A California-based startup called Brimstone Energy has patented a new process that reduces the emissions in the manufacture of Portland cement to zero. Used with renewable energy, the process is actually carbon negative, meaning that cement could go from being a climate problem to a solution.
“You start with a rock called limestone, and limestone is solidified CO2, basically,” says Cody Finke, cofounder and CEO of Brimstone, whose financial backers include Bill Gates’ Breakthrough Energy Ventures. When limestone, or calcium carbonate, is heated up to high temperatures, it creates lime, an ingredient in cement. But a huge amount of CO2 is released at the same time.
Brimstone instead uses another type of rock, calcium silicate, which doesn’t produce CO2 when it’s heated to make lime. The by-product it does create is silica, a supplementary cementitious material (SCM) that can be used to replace fly ash, the other SCM waste product from coal-fired power plants that’s typically used as an admixture.
“Adding fly ash to the mix was conceived around peak coal, to match the energy system,” Finke says. With coal plants disappearing, the material is less available, and it’s one more source of emissions in the standard product (though carbon accounting usually doesn’t include fly ash in its calculation of the total footprint of cement).
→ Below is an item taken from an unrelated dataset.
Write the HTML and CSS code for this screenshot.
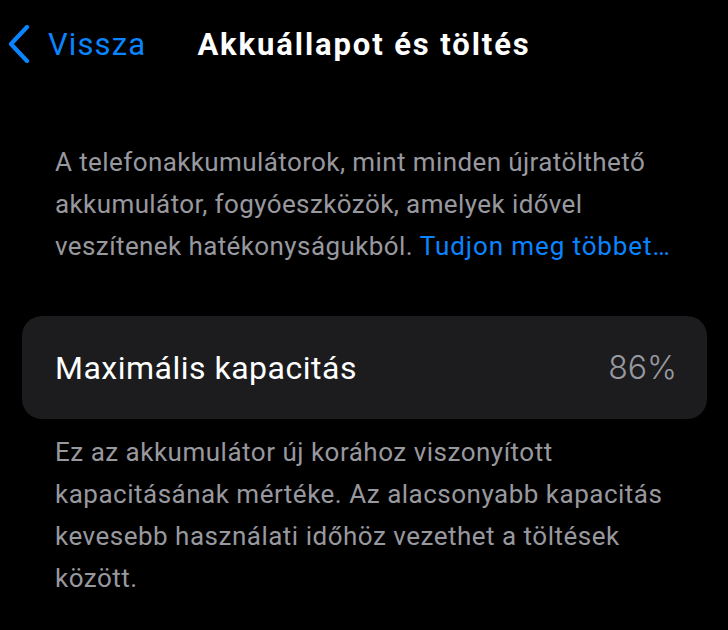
FILE: index.html
```html
<!DOCTYPE html>
<html lang="hu">
<head>
<meta charset="utf-8">
<link rel="stylesheet" href="styles.css">
</head>
<body>
<header class="nav">
  <a class="back">
    <svg class="chev" width="24" height="38" viewBox="0 0 24 38"><path d="M20 2 L4 19 L20 36" fill="none" stroke="#0a84ff" stroke-width="4.2" stroke-linecap="round" stroke-linejoin="round"/></svg>
    <span>Vissza</span>
  </a>
  <h1 class="title">Akkuállapot és töltés</h1>
  <div></div>
</header>
<p class="desc"><span class="plain">A telefonakkumulátorok, mint minden újratölthető akkumulátor, fogyóeszközök, amelyek idővel veszítenek hatékonyságukból.</span> <span class="link">Tudjon meg többet…</span></p>
<div class="card">
  <span class="label">Maximális kapacitás</span>
  <span class="value">86%</span>
</div>
<p class="foot">Ez az akkumulátor új korához viszonyított kapacitásának mértéke. Az alacsonyabb kapacitás kevesebb használati időhöz vezethet a töltések között.</p>
</body>
</html>
```
FILE: styles.css
```css
html, body {
  margin: 0;
  background: #000;
  font-family: Roboto, "Liberation Sans", sans-serif;
}
.nav {
  display: grid;
  grid-template-columns: 1fr auto 1fr;
  align-items: center;
  height: 88px;
}
.back {
  display: flex;
  align-items: center;
  color: #0a84ff;
  font-size: 31px;
  letter-spacing: 1.1px;
  padding-left: 7px;
}
.chev {
  margin-right: 17px;
}
.title {
  margin: 0;
  color: #fff;
  font-size: 31px;
  font-weight: 700;
  letter-spacing: 1.9px;
}
.desc {
  margin: 53px 0 0;
  padding: 0 40px 0 55px;
  color: #98989f;
  font-size: 26px;
  letter-spacing: 0.4px;
  line-height: 42px;
}
.link {
  color: #0a84ff;
  letter-spacing: 0.9px;
}
.card {
  margin: 49px 21px 0 22px;
  height: 103px;
  border-radius: 20px;
  background: #1c1c1e;
  display: flex;
  align-items: center;
  justify-content: space-between;
  padding: 0 30px 0 33px;
}
.label {
  color: #fff;
  font-size: 32px;
  letter-spacing: 0.5px;
}
.value {
  color: #98989f;
  font-family: Inter, Roboto, sans-serif;
  font-size: 32px;
  font-weight: 300;
}
.foot {
  margin: 12px 0 0;
  padding: 0 40px 0 55px;
  color: #98989f;
  font-size: 26px;
  letter-spacing: 0.5px;
  line-height: 42px;
}
```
While our existing cement manufacturing companies and more than a handful of startups are working on making new types of cement that also shrink emissions, Brimstone wanted to focus on making Portland cement, the industry standard, which has a specific chemical composition. Finke says that engineers aren’t inclined to take risks on new materials, for obvious reasons. “You can either build your building out of the exact same material that every building on the planet is built, or you can build your building out of new material that no skyscraper has ever been built out of before,” he says. Because the risk is so huge if something were to go wrong, engineers want to keep choosing something that’s proven.
When Brimstone processes the calcium silicate, the startup will also end up with piles of magnesium, a rock that naturally absorbs CO2 from the air. “That means,” Finke says, “that even if the cement is made with fossil fuels for now, it will still be carbon neutral. If it’s made with renewable energy, it would be highly carbon negative.”
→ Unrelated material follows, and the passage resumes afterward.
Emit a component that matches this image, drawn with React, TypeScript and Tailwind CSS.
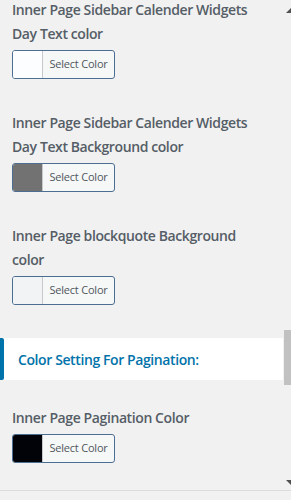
import React from "react";

function ColorButton({ color }: { color: string }) {
  return (
    <div className="mt-1 flex h-[29px] w-[103px] overflow-hidden rounded-[3px] border border-[#4c6e92] bg-[#f6f7f7]">
      <div className="h-full w-[30px] border-r border-[#c6c9cc]" style={{ backgroundColor: color }} />
      <div className="flex flex-1 items-center justify-center text-[11px] tracking-[-0.2px] text-[#50575e]">Select Color</div>
    </div>
  );
}

function Label({ lines }: { lines: string[] }) {
  return (
    <div className="text-[14px] font-semibold leading-[24px] tracking-[-0.4px] text-[#555d66]">
      {lines.map((l) => (
        <div key={l}>{l}</div>
      ))}
    </div>
  );
}

export default function App() {
  return (
    <div
      className="relative h-[500px] w-[291px] overflow-hidden bg-[#f1f1f1]"
      style={{ fontFamily: '"Open Sans", "Noto Sans", sans-serif' }}
    >
      <div className="flex w-[283px] flex-col">
        <div className="mt-[-2px] px-3">
          <Label lines={["Inner Page Sidebar Calender Widgets", "Day Text color"]} />
          <ColorButton color="#fbfdfe" />
        </div>
        <div className="mt-[32px] px-3">
          <Label lines={["Inner Page Sidebar Calender Widgets", "Day Text Background color"]} />
          <ColorButton color="#727272" />
        </div>
        <div className="mt-[32px] px-3">
          <Label lines={["Inner Page blockquote Background", "color"]} />
          <ColorButton color="#f1f3f5" />
        </div>
        <div className="relative mt-[33px] flex h-[42px] items-center bg-white pl-[18px]">
          <div className="absolute left-0 top-0 h-full w-[4px] rounded-r-[2px] bg-[#0073aa]" />
          <span className="text-[14px] font-semibold tracking-[-0.4px] text-[#0073aa]">Color Setting For Pagination:</span>
        </div>
        <div className="mt-[26px] px-3">
          <Label lines={["Inner Page Pagination Color"]} />
          <ColorButton color="#020308" />
        </div>
      </div>
      {/* scrollbar */}
      <div className="absolute right-0 top-0 h-[490px] w-[8px]">
        <svg className="absolute right-0 top-[8px]" width="5" height="5" viewBox="0 0 5 5">
          <polygon points="0,5 5,5 5,0" fill="#505050" />
        </svg>
        <div className="absolute right-0 top-[330px] h-[55px] w-[7px] bg-[#c1c1c1]" />
        <svg className="absolute right-0 top-[480px]" width="5" height="5" viewBox="0 0 5 5">
          <polygon points="0,0 5,0 5,5" fill="#505050" />
        </svg>
      </div>
      <div className="absolute left-0 top-[490px] h-px w-full bg-[#dcdcde]" />
    </div>
  );
}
The company is designing its first pilot plant now, and will partner with existing cement and concrete manufacturers. When the product comes to market, it’s expected to cost the same as traditional Portland cement, or even less.
“That’s the only way it will get adoption quickly,” Finke says. “My theory of change is that things have never gone from less expensive to more expensive. They always go from more expensive to less expensive.”
So far, no news on their pilot plant construction has been reported in 2022. It’s yet to be seen if Brimstone Energy can mature from a conglomeration of theoretical research scientists into a practical cement technology entity that actually uses calcium silicate instead of calcium carbonate to produce Portland cement. But if they do, it would be a positive addition to the cement manufacturing industry, as the new chemistry holds great promise in reducing the carbon footprint of cement – and concrete.